■ Available data

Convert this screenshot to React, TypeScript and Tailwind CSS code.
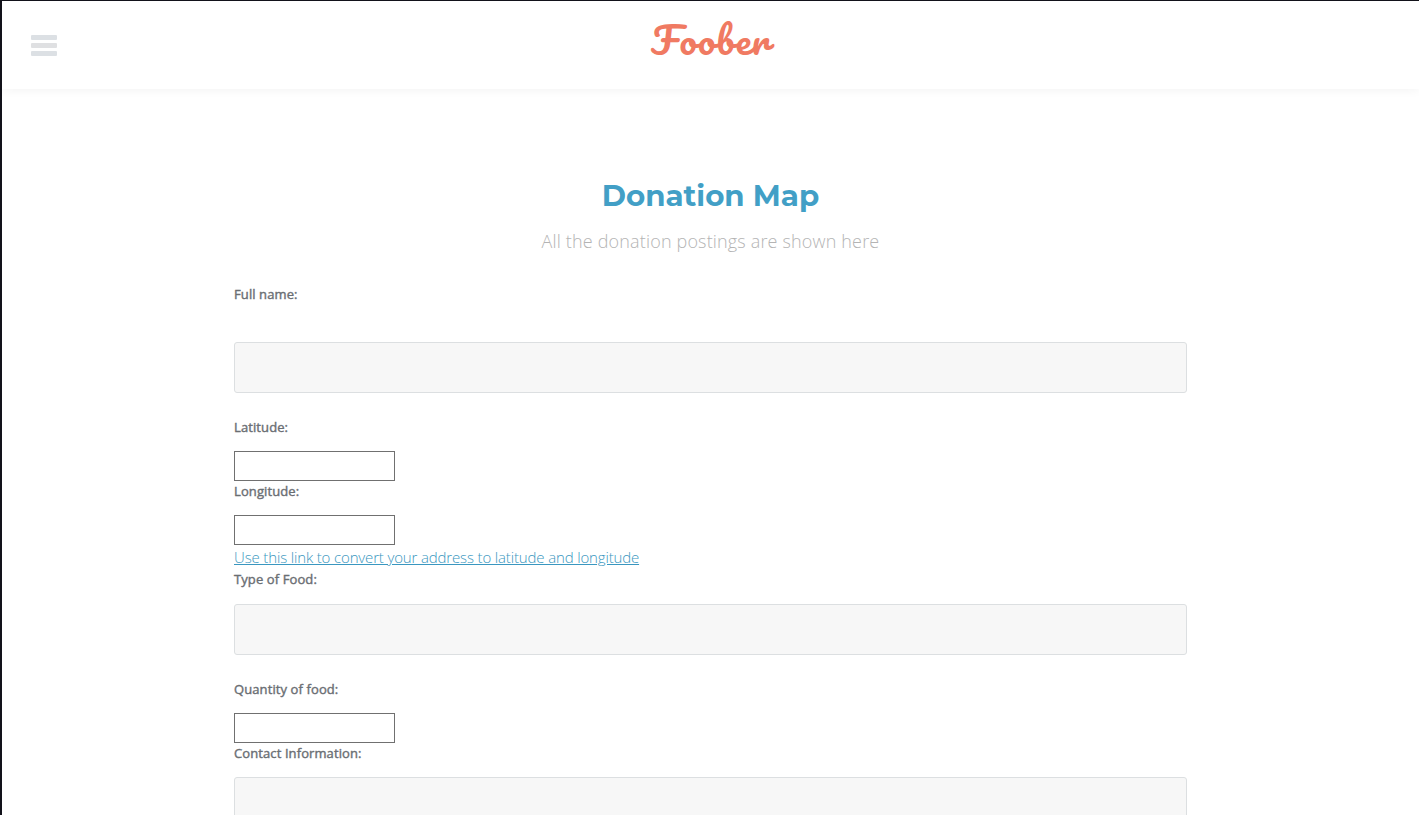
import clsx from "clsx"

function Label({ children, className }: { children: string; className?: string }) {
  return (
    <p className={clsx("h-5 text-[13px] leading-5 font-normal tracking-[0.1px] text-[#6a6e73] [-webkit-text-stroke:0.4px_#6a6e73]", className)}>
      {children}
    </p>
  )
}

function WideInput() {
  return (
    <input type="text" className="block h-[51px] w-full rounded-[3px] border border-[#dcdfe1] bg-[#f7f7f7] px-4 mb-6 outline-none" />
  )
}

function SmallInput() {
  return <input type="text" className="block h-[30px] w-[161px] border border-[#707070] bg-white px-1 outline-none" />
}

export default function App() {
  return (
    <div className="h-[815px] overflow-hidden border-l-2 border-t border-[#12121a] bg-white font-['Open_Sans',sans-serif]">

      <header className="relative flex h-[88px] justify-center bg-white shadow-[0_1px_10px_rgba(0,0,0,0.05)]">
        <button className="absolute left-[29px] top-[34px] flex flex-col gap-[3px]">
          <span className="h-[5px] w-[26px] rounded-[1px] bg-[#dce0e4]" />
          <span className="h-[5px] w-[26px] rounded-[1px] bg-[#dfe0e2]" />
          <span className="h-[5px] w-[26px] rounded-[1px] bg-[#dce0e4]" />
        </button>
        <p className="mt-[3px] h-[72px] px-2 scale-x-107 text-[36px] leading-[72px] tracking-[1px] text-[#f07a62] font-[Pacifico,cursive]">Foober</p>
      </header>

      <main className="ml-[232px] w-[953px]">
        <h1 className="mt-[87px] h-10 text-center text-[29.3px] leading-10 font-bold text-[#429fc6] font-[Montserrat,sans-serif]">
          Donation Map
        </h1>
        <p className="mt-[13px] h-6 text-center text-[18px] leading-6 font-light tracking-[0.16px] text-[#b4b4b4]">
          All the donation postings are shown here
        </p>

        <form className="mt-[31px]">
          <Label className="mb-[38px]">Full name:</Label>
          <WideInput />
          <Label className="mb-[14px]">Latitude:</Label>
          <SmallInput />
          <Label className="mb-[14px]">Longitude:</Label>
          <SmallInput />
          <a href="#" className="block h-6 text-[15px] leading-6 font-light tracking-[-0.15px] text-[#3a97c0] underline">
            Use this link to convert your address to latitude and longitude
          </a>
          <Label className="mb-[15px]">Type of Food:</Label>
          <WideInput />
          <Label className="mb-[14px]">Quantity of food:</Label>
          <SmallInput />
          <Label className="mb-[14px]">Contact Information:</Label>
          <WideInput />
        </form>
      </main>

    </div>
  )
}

■ What the exercise asks
Pictures in the data above should not be copied; transcribe everything else exactly.

■ Output below
Convert this screenshot to React, TypeScript and Tailwind CSS code.
import clsx from "clsx"

function Label({ children, className }: { children: string; className?: string }) {
  return (
    <p className={clsx("h-5 text-[13px] leading-5 font-normal tracking-[0.1px] text-[#6a6e73] [-webkit-text-stroke:0.4px_#6a6e73]", className)}>
      {children}
    </p>
  )
}

function WideInput() {
  return (
    <input type="text" className="block h-[51px] w-full rounded-[3px] border border-[#dcdfe1] bg-[#f7f7f7] px-4 mb-6 outline-none" />
  )
}

function SmallInput() {
  return <input type="text" className="block h-[30px] w-[161px] border border-[#707070] bg-white px-1 outline-none" />
}

export default function App() {
  return (
    <div className="h-[815px] overflow-hidden border-l-2 border-t border-[#12121a] bg-white font-['Open_Sans',sans-serif]">

      <header className="relative flex h-[88px] justify-center bg-white shadow-[0_1px_10px_rgba(0,0,0,0.05)]">
        <button className="absolute left-[29px] top-[34px] flex flex-col gap-[3px]">
          <span className="h-[5px] w-[26px] rounded-[1px] bg-[#dce0e4]" />
          <span className="h-[5px] w-[26px] rounded-[1px] bg-[#dfe0e2]" />
          <span className="h-[5px] w-[26px] rounded-[1px] bg-[#dce0e4]" />
        </button>
        <p className="mt-[3px] h-[72px] px-2 scale-x-107 text-[36px] leading-[72px] tracking-[1px] text-[#f07a62] font-[Pacifico,cursive]">Foober</p>
      </header>

      <main className="ml-[232px] w-[953px]">
        <h1 className="mt-[87px] h-10 text-center text-[29.3px] leading-10 font-bold text-[#429fc6] font-[Montserrat,sans-serif]">
          Donation Map
        </h1>
        <p className="mt-[13px] h-6 text-center text-[18px] leading-6 font-light tracking-[0.16px] text-[#b4b4b4]">
          All the donation postings are shown here
        </p>

        <form className="mt-[31px]">
          <Label className="mb-[38px]">Full name:</Label>
          <WideInput />
          <Label className="mb-[14px]">Latitude:</Label>
          <SmallInput />
          <Label className="mb-[14px]">Longitude:</Label>
          <SmallInput />
          <a href="#" className="block h-6 text-[15px] leading-6 font-light tracking-[-0.15px] text-[#3a97c0] underline">
            Use this link to convert your address to latitude and longitude
          </a>
          <Label className="mb-[15px]">Type of Food:</Label>
          <WideInput />
          <Label className="mb-[14px]">Quantity of food:</Label>
          <SmallInput />
          <Label className="mb-[14px]">Contact Information:</Label>
          <WideInput />
        </form>
      </main>

    </div>
  )
}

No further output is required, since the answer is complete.